# Required work:
Of the lines below, count those containing the word "React". Reply with the number alone.
——
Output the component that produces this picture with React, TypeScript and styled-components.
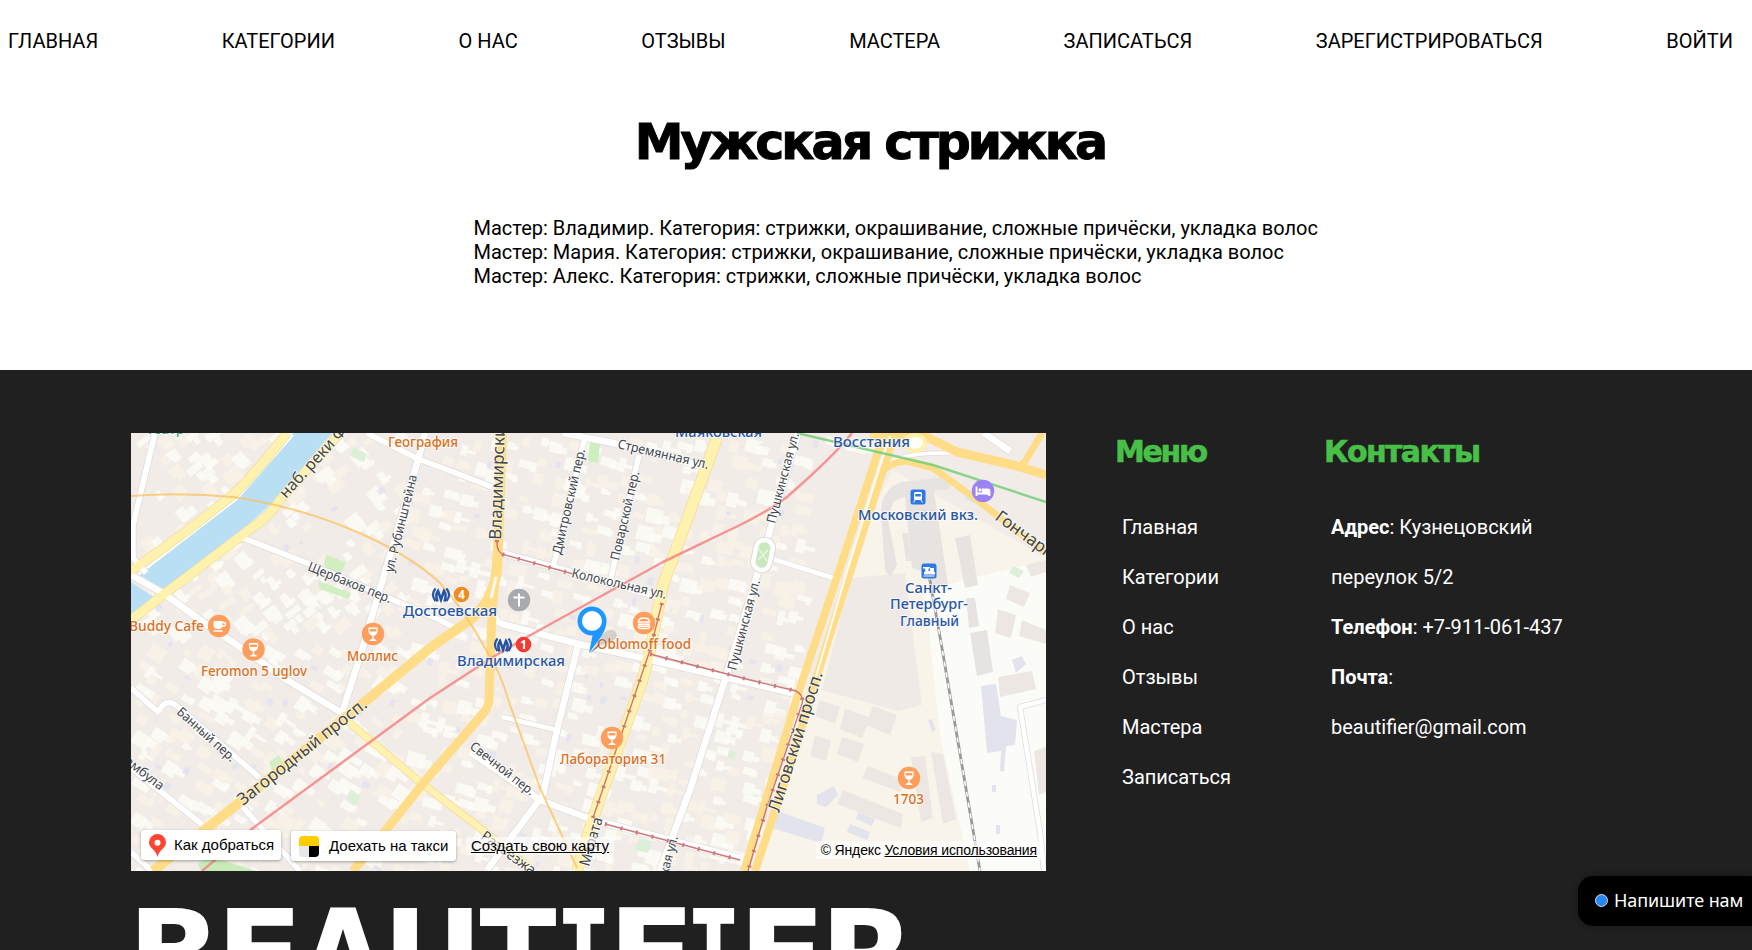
import React from "react";
import styled, { createGlobalStyle } from "styled-components";

const GlobalStyle = createGlobalStyle`
  * { box-sizing: border-box; }
  html, body { margin: 0; padding: 0; }
  body { background: #fff; color: #000; font: 20px/24px Roboto, "Liberation Sans", sans-serif; }
  h1, h2, p, ul { margin: 0; padding: 0; font-weight: inherit; }
  ul { list-style: none; }
  a { color: inherit; text-decoration: none; }
`;

const Page = styled.div`
  height: 950px;
  overflow: hidden;
  display: flex;
  flex-direction: column;
`;

const Nav = styled.nav`
  display: flex;
  justify-content: space-between;
  padding: 29px 19px 0 8px;
  height: 113px;
  flex: none;
  white-space: nowrap;
`;

const Title = styled.h1`
  font-family: "DejaVu Sans", sans-serif;
  font-weight: 700;
  font-size: 49px;
  line-height: 60px;
  letter-spacing: -3px;
  -webkit-text-stroke: 1px #000;
  height: 103px;
  flex: none;
  text-align: center;
  white-space: nowrap;
  padding-right: 12px;
`;

const Masters = styled.ul`
  height: 154px;
  flex: none;
  padding-left: 473.5px;
  white-space: nowrap;
`;

const Footer = styled.footer`
  flex: 1;
  min-height: 0;
  background: #202020;
  color: #fff;
  padding: 63px 131px 0;
`;

const FooterTop = styled.div`
  display: flex;
  align-items: flex-start;
`;

const MapFrame = styled.div`
  position: relative;
  width: 915px;
  height: 438px;
  overflow: hidden;
  flex: none;
  svg { display: block; }
`;

const Column = styled.section<{ $left: number; $width: number }>`
  margin-left: ${(p) => p.$left}px;
  width: ${(p) => p.$width}px;
  flex: none;
`;

const ColumnTitle = styled.h2<{ $spacing: number }>`
  font: 700 30px/38px "DejaVu Sans", sans-serif;
  letter-spacing: ${(p) => p.$spacing}px;
  -webkit-text-stroke: 0.6px #48c048;
  color: #48c048;
  white-space: nowrap;
`;

const ColumnList = styled.ul`
  padding: 31px 0 0 7px;
  line-height: 50px;
  white-space: nowrap;
`;

const Brand = styled.div`
  display: flex;
  margin-top: 13px;
  font: 700 124px/144px "DejaVu Sans", sans-serif;
`;

const BrandLetter = styled.span<{ $w: number; $stretch: number; $slab?: boolean }>`
  width: ${(p) => p.$w}px;
  flex: none;
  display: flex;
  justify-content: center;
  font-family: ${(p) => (p.$slab ? '"DejaVu Sans Mono"' : '"DejaVu Sans"')}, sans-serif;
  transform: scaleX(${(p) => p.$stretch});
`;

const MapBar = styled.div`
  position: absolute;
  left: 10px;
  right: 5px;
  top: 397px;
  display: flex;
  align-items: flex-start;
  color: #000;
  font: 15px/18px "Liberation Sans", Arial, sans-serif;
  white-space: nowrap;
`;

const MapButton = styled.button<{ $w: number; $gap: number; $top: number }>`
  display: flex;
  align-items: center;
  gap: ${(p) => p.$gap}px;
  width: ${(p) => p.$w}px;
  height: 30px;
  margin: ${(p) => p.$top}px 10px 0 0;
  padding: 0 0 0 8px;
  border: 0;
  border-radius: 3px;
  background: #fff;
  color: #000;
  font: inherit;
  box-shadow: 0 1px 3px rgba(0, 0, 0, 0.35);
`;

const MapLink = styled.a`
  && { text-decoration: underline; }
  margin-top: 7px;
  background: rgba(255, 255, 255, 0.6);
  border-radius: 3px;
  padding: 0 5px;
`;

const Copyright = styled.div`
  margin-left: auto;
  margin-top: 11px;
  padding: 0 4px 0 5px;
  font-size: 14px;
  letter-spacing: -0.14px;
  background: rgba(255, 255, 255, 0.7);
  border-radius: 3px;
  a { text-decoration: underline; }
`;

const Chat = styled.button`
  position: absolute;
  left: 1578px;
  top: 876px;
  width: 174px;
  height: 50px;
  display: flex;
  align-items: center;
  gap: 6px;
  padding: 0 0 2px 17px;
  border: 0;
  border-radius: 15px 0 0 15px;
  background: #000;
  color: #fff;
  font: 18px/24px "Noto Sans", sans-serif;
  letter-spacing: -0.1px;
  box-shadow: 0 0 8px rgba(0, 0, 0, 0.3);
  white-space: nowrap;
`;

const Dot = styled.span`
  width: 13px;
  height: 13px;
  border-radius: 50%;
  border: 1px solid #d8d8d8;
  background: #2787f5;
  flex: none;
`;

const NAV = ["ГЛАВНАЯ", "КАТЕГОРИИ", "О НАС", "ОТЗЫВЫ", "МАСТЕРА", "ЗАПИСАТЬСЯ", "ЗАРЕГИСТРИРОВАТЬСЯ", "ВОЙТИ"];
const MENU = ["Главная", "Категории", "О нас", "Отзывы", "Мастера", "Записаться"];
const MASTERS = [
  "Мастер: Владимир. Категория: стрижки, окрашивание, сложные причёски, укладка волос",
  "Мастер: Мария. Категория: стрижки, окрашивание, сложные причёски, укладка волос",
  "Мастер: Алекс. Категория: стрижки, сложные причёски, укладка волос",
];
/* letter, box width, horizontal stretch, slab serif */
const BRAND: [string, number, number, boolean?][] = [
  ["B", 86, 0.98], ["E", 85, 1.04], ["A", 82, 0.9], ["U", 97, 1], ["T", 74, 0.91],
  ["I", 57, 0.76, true], ["F", 79, 1.04], ["I", 45, 0.76, true], ["E", 92, 1.04], ["R", 79, 1],
];

/* Small building footprints and courtyards, laid out along the street grid. */
type Block = { x: number; y: number; w: number; h: number; r: number; c: string };
const BLOCKS: Block[] = (() => {
  let s = 17;
  const rnd = () => ((s = (s * 16807) % 2147483647) / 2147483647);
  const out: Block[] = [];
  for (let y = 436; y < 872; y += 17) {
    for (let x = 134; x < 890; x += 16) {
      const k = rnd();
      const px = x + rnd() * 9;
      const py = y + rnd() * 9;
      if (px > 800 && py > 450 && py < 720) continue;
      const r = px < 400 ? (py < 640 ? -38 : 33) : 14;
      const c = k < 0.38 ? "#fbfbf6" : k < 0.74 ? "#f8f2e6" : k < 0.81 ? "#e3e3ee" : "#f0ebe8";
      const small = k >= 0.74;
      const w = small ? 3 + rnd() * 5 : 6 + rnd() * 12;
      const h = small ? 3 + rnd() * 5 : 5 + rnd() * 10;
      out.push({ x: px, y: py, w, h, r, c });
      if (k < 0.5) out.push({ x: px + w * 0.6, y: py + h * 0.5, w: h * 0.9, h: w * 0.5, r, c });
    }
  }
  return out;
})();

const WHITE: [string, number][] = [
  ["M131 575L163 593L203 622L240 647L287 680L342 713", 7],
  ["M243 538L307 563L440 620L455 628", 6],
  ["M425 433L418 460L362 650L342 713", 7],
  ["M367 433L418 459L440 467L492 487", 6],
  ["M155 433L133 525L133 558L146 573", 6],
  ["M563 433L613 443L710 468", 7],
  ["M585 437L553 568", 6],
  ["M639 455L610 582", 6],
  ["M502 553L663 598", 7],
  ["M493 600Q493 621 502 624L583 645L643 658L750 683L800 695", 7],
  ["M578 645L557 730L543 795L487 870", 7],
  ["M502 717L557 730", 5],
  ["M470 752L540 800L593 820L740 858", 7],
  ["M798 433L757 575L725 680L690 790L660 870", 7],
  ["M770 558L833 578", 5],
  ["M1046 700L1020 707L1040 832L1044 871", 5],
  ["M131 688L158 712L164 704Q170 700 178 707L260 778", 6],
  ["M240 804L300 871", 6],
  ["M131 768L203 825", 6],
  ["M131 852L152 871", 6],
  ["M984 433L1010 451", 7],
  ["M890 462Q910 452 950 453", 4],
];
const YELLOW: [string, number][] = [
  ["M287 433Q260 468 235 493Q190 530 131 571", 9],
  ["M340 433L280 500Q268 518 253 527L163 595L131 620", 9],
  ["M717 438L663 585L650 650L643 678L593 818L577 871", 11],
  ["M345 719L420 782L480 828L530 868", 7],
];
const ORANGE: [string, number][] = [
  ["M502 433L498 548L497 572Q491 603 470 620L430 648L367 700L240 802L153 871", 10],
  ["M498 548L492 612L489 700Q489 708 480 717L430 775L353 871", 9],
  ["M887 433L878 452L840 568L800 688L744 871", 8],
  ["M894 433L887 458L862 535L825 650L787 775L755 871", 8],
  ["M870 436L927 437L957 452L1013 465L1046 475", 9],
  ["M1020 466L1026 460L1042 433", 7],
  ["M878 477Q887 462 907 461L933 468L973 497L1046 553", 7],
];
const TRAM = [
  "M497 540Q496 553 505 555L573 574",
  "M662 603L650 650L593 818M650 654L750 680L796 691Q804 695 802 704L766 810L748 871",
  "M605 824L740 860",
];

const GRAY = "#41474d";
const BLUE = "#2857a6";
const BROWN = "#d9711f";
type Label = [string, number, number, number, string, number, number?];
const LABELS: Label[] = [
  ["Театр", 146, 434, 14, "#3aa88e", 0],
  ["География", 388, 447, 14, BROWN, 0, 70],
  ["наб. реки Фонтанки", 286, 499, 16, GRAY, -47.5],
  ["ул. Рубинштейна", 393, 573, 13, GRAY, -76, 100],
  ["Щербаков пер.", 307, 570, 13, GRAY, 22, 89],
  ["Владимирский", 501, 540, 17, GRAY, -88],
  ["Дмитровский пер.", 561, 555, 13, GRAY, -77, 108],
  ["Поварской пер.", 619, 561, 13, GRAY, -77, 91],
  ["Стремянная ул.", 617, 448, 13, GRAY, 13, 93],
  ["Колокольная ул.", 571, 577, 13, GRAY, 13, 97],
  ["Пушкинская ул.", 775, 524, 13, GRAY, -75, 93],
  ["Пушкинская ул.", 736, 671, 13, GRAY, -75, 93],
  ["Пушкинская ул.", 654, 927, 13, GRAY, -75, 93],
  ["Маяковская", 675, 437, 14, BLUE, 0, 87],
  ["Восстания", 833, 447, 14, BLUE, 0, 77],
  ["Московский вкз.", 858, 519.5, 14, BLUE, 0, 120],
  ["Санкт-", 905, 593, 14, BLUE, 0, 47],
  ["Петербург-", 890, 609, 14, BLUE, 0, 78],
  ["Главный", 900, 625.5, 14, BLUE, 0, 59],
  ["Гончарная", 994, 519, 17, GRAY, 36],
  ["Достоевская", 403, 615.5, 14, BLUE, 0, 94],
  ["Владимирская", 457, 665.5, 14, BLUE, 0, 108],
  ["Buddy Cafe", 129, 630.5, 14, BROWN, 0, 75],
  ["Feromon 5 uglov", 201, 675.5, 14, BROWN, 0, 106],
  ["Моллис", 347, 660.5, 14, BROWN, 0, 51],
  ["Oblomoff food", 597, 649, 14, BROWN, 0, 94],
  ["Лаборатория 31", 560, 763.5, 14, BROWN, 0, 106],
  ["1703", 893, 804, 14, BROWN, 0, 31],
  ["Банный пер.", 176, 713, 13, GRAY, 42, 74],
  ["Джамбула", 109, 751, 13, GRAY, 38],
  ["Загородный просп.", 243, 806, 17, GRAY, -38.5, 160],
  ["Свечной пер.", 469, 748, 13, GRAY, 38, 78],
  ["Разъезжая ул.", 480, 838, 14, GRAY, 36],
  ["Марата", 589, 867, 15, GRAY, -74, 50],
  ["Лиговский просп.", 779, 813, 17, GRAY, -72.5, 146],
];

const Glass = () => (
  <g fill="#fff">
    <path d="M-4.500-6.500h9q1 7.500-3.800 8.200V4.800L3.400 6v1h-6.800V6L-.7 4.800V1.700Q-5.500 1-4.500-6.500z" />
    <path d="M-3.300-5h6.600l.1 2.500h-6.800z" fill="#fe9e5c" />
  </g>
);
const Cup = () => (
  <g fill="none" stroke="#fff">
    <path d="M-5-4.500h8v4q0 3-3 3h-2q-3 0-3-3z" fill="#fff" />
    <path d="M3-3.500h1.500q2 0 2 1.800T4.300 0H3" strokeWidth="1.300" />
    <path d="M-5.500 5h9" strokeWidth="1.500" />
  </g>
);
const Burger = () => (
  <g fill="none" stroke="#fff" strokeWidth="1.500">
    <path d="M-5.500-1q0-4 5.500-4t5.500 4z" />
    <path d="M-6 1.300h12M-5.500 3.200q0 2.300 2 2.300h7q2 0 2-2.300z" />
  </g>
);
const Metro = () => (
  <g fill="none" stroke="#2354a5">
    <path d="M-5.500-6.500q-5 6 0 12.500M5.500-6.500q5 6 0 12.500" strokeWidth="2.200" />
    <path d="M-3.500 6.500q-2.500-6.500.5-10.500L0 4.500l3-8.500q3 4 .5 10.500" strokeWidth="2.600" />
  </g>
);

const CityMap = () => (
  <svg width="915" height="438" viewBox="131 433 915 438" fontFamily='"Noto Sans", sans-serif'>
    <rect x="131" y="433" width="915" height="438" fill="#f1ece8" />
    {BLOCKS.map((b, i) => (
      <rect key={i} x={b.x} y={b.y} width={b.w} height={b.h} fill={b.c} opacity="0.85" transform={`rotate(${b.r} ${b.x} ${b.y})`} />
    ))}
    <path d="M892 470L1046 558V871H752L830 645L870 520z" fill="#f9f4e9" />
    <path d="M850 578L905 573L922 705L898 711L822 690L835 640z" fill="#efeae6" />
    <path d="M925 590L1046 560V871H970L940 735z" fill="#fbfcf7" />
    <g fill="#e7e3e0">
      <path d="M881 512Q882 487 903 482L945 477L953 482L947 490L934 490L948 585L931 585L928 573L912 568L905 497L893 502L888 520L897 565L890 577L885 570z" />
      <path d="M955 538L970 535L978 585L965 588z" />
      <path d="M966 598L975 598L979 626L969 628zM970 633L987 630L993 672L977 676z" />
      <path d="M902 533h6l4 28h-6z" />
    </g>
    <g fill="#ede7e4">
      <path d="M1010 585l20 8-6 14-18-8zM998 609l18 6-5 23-16-5zM1022 620l24 10v14l-27-8zM1026 565l20-5v12l-15 5zM998 677l34-6 4 18-36 8z" />
      <path d="M931 752l12 2 13 65-13 5zM911 757l14-1 8 62-12 4zM868 766l35 14-2 12-39-14zM843 790l60 24-2 14-64-24z" />
      <path d="M820 700l20 7-5 17-20-8zM845 708l25 10-8 20-22-9zM873 706l24 9-7 20-24-10zM815 735l16 6-5 20-16-5zM842 737l22 7-6 18-21-8zM1034 751l12-4v45l-7 3z" />
    </g>
    <g fill="#e2e3ed">
      <path d="M981 686l15-2 5 32 16 4-2 25-9 1-2 26-4-1 1-20-14 2zM817 795l17-9 4 9-12 12-9-3zM858 812l17 7-3 7-16-7zM850 824l20 8-3 8-20-8z" />
      <path d="M775 810l50 18-4 15-49-15zM1012 660l10-4 4 8-10 9zM968 490l12 6-5 8-10-5z" />
      <path d="M928 720l4 12 4-2-4-11zM992 785h4v7h-4zM996 825h4v9h-4z" />
    </g>
    <path d="M1013 566l11 5-5 7-10-5z" fill="#dcefd8" />
    <path d="M326 555l20 7-7 16-17-5zM319 581l32 12-2 6-30-10z" fill="#d3efc1" />
    <path d="M590 440l10 3-2 20-10-2z" fill="#cdeebd" />
    <path d="M353 447l14 7-3 8-14-6z" fill="#dcefd8" />
    <path d="M269 762l10-7 5 9-12 7z" fill="#d3efc1" />
    <path d="M351 789l10 8-7 9-8-8zM640 839l12 3-4 11-14-3zM729 750l7 2-2 8-7-2z" fill="#dcefd8" />
    <path d="M198 864l10-8 48 15h-55z" fill="#c9ebba" />
    <path d="M293 433L237 498L140 575L163 590L248 525L273 502L332 433zM131 582L155 598L131 616z" fill="#b9dff5" />
    <path d="M293 435L237 499L139 574M155 599L165 591" stroke="#fff" strokeWidth="2" fill="none" />
    <g fill="none" strokeLinejoin="round">
      {WHITE.map(([d, w], i) => <path key={`we${i}`} d={d} stroke="#dedcda" strokeWidth={w + 1} />)}
      {YELLOW.map(([d, w], i) => <path key={`ye${i}`} d={d} stroke="#f3dca0" strokeWidth={w + 1} />)}
      {WHITE.map(([d, w], i) => <path key={`w${i}`} d={d} stroke="#fff" strokeWidth={w - 0.5} />)}
      {YELLOW.map(([d, w], i) => <path key={`y${i}`} d={d} stroke="#fff1ae" strokeWidth={w - 0.5} />)}
      {ORANGE.map(([d, w], i) => <path key={`o${i}`} d={d} stroke="#ffdd88" strokeWidth={w} />)}
      <path d="M890 436L878 472L845 578L815 680" stroke="#fffdf2" strokeWidth="2" />
      <path d="M496 577L491 598" stroke="#fffaf0" strokeWidth="3" />
      <path d="M131 496Q180 492 233 497Q300 507 357 532Q410 555 440 583Q463 608 485 648Q500 670 510 705L540 788L577 868" stroke="#fbc25e" strokeWidth="2" opacity="0.75" />
      <path d="M852 433Q835 455 787 497Q770 510 740 525L663 562L527 637L493 657L430 698L253 828L202 871" stroke="#f48584" strokeWidth="2.500" opacity="0.85" />
      <path d="M797 433L933 465L1046 502" stroke="#77cf78" strokeWidth="2.400" opacity="0.85" />
      {TRAM.map((d, i) => (
        <g key={i} stroke="#c66265" opacity="0.85">
          <path d={d} strokeWidth="1.400" />
          <path d={d} strokeWidth="4" strokeDasharray="2 14" />
        </g>
      ))}
      <path d="M929 575L942 648L980 871" stroke="#999" strokeWidth="2.800" />
      <path d="M929 575L942 648L980 871" stroke="#fff" strokeWidth="1.500" strokeDasharray="5 6" />
    </g>
    <rect x="752" y="537" width="22" height="36" rx="11" fill="#fff" stroke="#dcdad7" transform="rotate(12 763 555)" />
    <rect x="757" y="542" width="12" height="26" rx="6" fill="#c9e9bd" transform="rotate(12 763 555)" />
    <path d="M759 549l8 12M768 550l-10 10" stroke="#eef8e8" strokeWidth="1.200" />
    <ellipse cx="915" cy="443" rx="10" ry="8" fill="#fffdf5" stroke="#fff0ab" strokeWidth="4" />
    {LABELS.map(([t, x, y, size, color, rot, len], i) => (
      <text
        key={i}
        x={x}
        y={y}
        fontSize={size}
        fill={color}
        stroke="#fff"
        strokeOpacity="0.65"
        strokeWidth="2"
        strokeLinejoin="round"
        paintOrder="stroke"
        fontWeight={color === GRAY ? 400 : 500}
        textLength={len}
        lengthAdjust="spacingAndGlyphs"
        transform={rot ? `rotate(${rot} ${x} ${y})` : undefined}
      >
        {t}
      </text>
    ))}
    {[[253.5, 649.5], [373, 634], [612, 738], [909, 778]].map(([x, y]) => (
      <g key={x} transform={`translate(${x} ${y})`}>
        <circle r="11.200" fill="#fe9e5c" />
        <Glass />
      </g>
    ))}
    <g transform="translate(219 626)"><circle r="11.200" fill="#fe9e5c" /><Cup /></g>
    <g transform="translate(644 623)"><circle r="11.200" fill="#fe9e5c" /><Burger /></g>
    <g transform="translate(983 491)">
      <circle r="11.200" fill="#9b83f2" />
      <path d="M-6.500-4.500V5M-6.500 2.500h13M6.500 5V0q0-1.500-1.500-1.500h-5v3" stroke="#fff" strokeWidth="1.800" fill="#fff" />
      <circle cx="-3" cy="-1" r="1.700" fill="#fff" />
    </g>
    <g transform="translate(519 600)">
      <circle r="11.200" fill="#a7abb0" />
      <path d="M0-6.500V6.500M-5.500-2.500H5.500" stroke="#fff" strokeWidth="2" />
    </g>
    <g transform="translate(441 595)"><Metro /></g>
    <g transform="translate(503 645)"><Metro /></g>
    <circle cx="461.500" cy="594.500" r="7.800" fill="#ee8b22" />
    <circle cx="523.500" cy="644.500" r="7.800" fill="#f03a35" />
    <g fill="#fff" fontSize="11.500" fontWeight="700" textAnchor="middle">
      <text x="461.500" y="598.700">4</text>
      <text x="523.500" y="648.700">1</text>
    </g>
    <g transform="translate(918 497)">
      <rect x="-7.500" y="-7.500" width="15" height="15" rx="2.500" fill="#2e78e4" />
      <rect x="-4" y="-5" width="8" height="8" rx="1.500" fill="#fff" />
      <path d="M-2.800-3h5.600v2.500h-5.600z" fill="#2e78e4" />
      <path d="M-3 3l-1.500 2.500M3 3l1.500 2.500" stroke="#fff" />
    </g>
    <g transform="translate(929 571)">
      <rect x="-7.500" y="-7.500" width="15" height="15" rx="2.500" fill="#2e78e4" />
      <path d="M-6-4h7v1.500h-1.500V0h1.500v-3h4V1H6v2.500H-5V1h1.200v-3.500H-6z" fill="#fff" />
      <path d="M-5.500 5h11" stroke="#fff" />
    </g>
    <path d="M590 653L605 632Q615 626 617 636Q614 642 600 645z" fill="#555" opacity="0.2" />
    <path d="M590 653L600 643L597 648z" fill="#333" opacity="0.7" />
    <path d="M589 653L592.500 635.500A14.500 14.500 0 1 1 606.500 622Q606 630 599.500 639z" fill="#1e98ff" />
    <circle cx="592" cy="621" r="10" fill="#fff" />
  </svg>
);

const PinIcon = () => (
  <svg width="17" height="23" viewBox="0 0 17 23">
    <path d="M8.500 0a8.500 8.500 0 0 1 8.500 8.500c0 5-5 6.500-7.500 11.500L8.500 23l-1-3C5 15 0 13.500 0 8.500A8.500 8.500 0 0 1 8.500 0z" fill="#ff4433" />
    <circle cx="8.500" cy="8.800" r="3" fill="#fff" />
  </svg>
);
const TaxiIcon = () => (
  <svg width="20" height="21" viewBox="0 0 20 21">
    <path d="M4 0h12q4 0 4 4v6H0V4q0-4 4-4z" fill="#fc0" />
    <path d="M0 10h10v11H4q-4 0-4-4z" fill="#e8e8e8" />
    <path d="M10 10h10v7q0 4-4 4h-6z" fill="#000" />
  </svg>
);

export default function App() {
  return (
    <Page>
      <GlobalStyle />
      <Nav>{NAV.map((t) => <a href="#" key={t}>{t}</a>)}</Nav>
      <Title>Мужская стрижка</Title>
      <Masters>{MASTERS.map((t) => <li key={t}>{t}</li>)}</Masters>
      <Footer>
        <FooterTop>
          <MapFrame>
            <CityMap />
            <MapBar>
              <MapButton $w={140} $gap={8} $top={0}><PinIcon />Как добраться</MapButton>
              <MapButton $w={165} $gap={10} $top={1}><TaxiIcon />Доехать на такси</MapButton>
              <MapLink href="#">Создать свою карту</MapLink>
              <Copyright>© Яндекс <a href="#">Условия использования</a></Copyright>
            </MapBar>
          </MapFrame>
          <Column $left={69} $width={209}>
            <ColumnTitle $spacing={-2.3}>Меню</ColumnTitle>
            <ColumnList>{MENU.map((t) => <li key={t}><a href="#">{t}</a></li>)}</ColumnList>
          </Column>
          <Column $left={0} $width={250}>
            <ColumnTitle $spacing={-1.6}>Контакты</ColumnTitle>
            <ColumnList>
              <li><b>Адрес</b>: Кузнецовский</li>
              <li>переулок 5/2</li>
              <li><b>Телефон</b>: +7-911-061-437</li>
              <li><b>Почта</b>:</li>
              <li>beautifier@gmail.com</li>
            </ColumnList>
          </Column>
        </FooterTop>
        <Brand>
          {BRAND.map(([c, w, stretch, slab], i) => (
            <BrandLetter key={i} $w={w} $stretch={stretch} $slab={slab}>{c}</BrandLetter>
          ))}
        </Brand>
      </Footer>
      <Chat><Dot />Напишите нам</Chat>
    </Page>
  );
}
——
# The solution:
2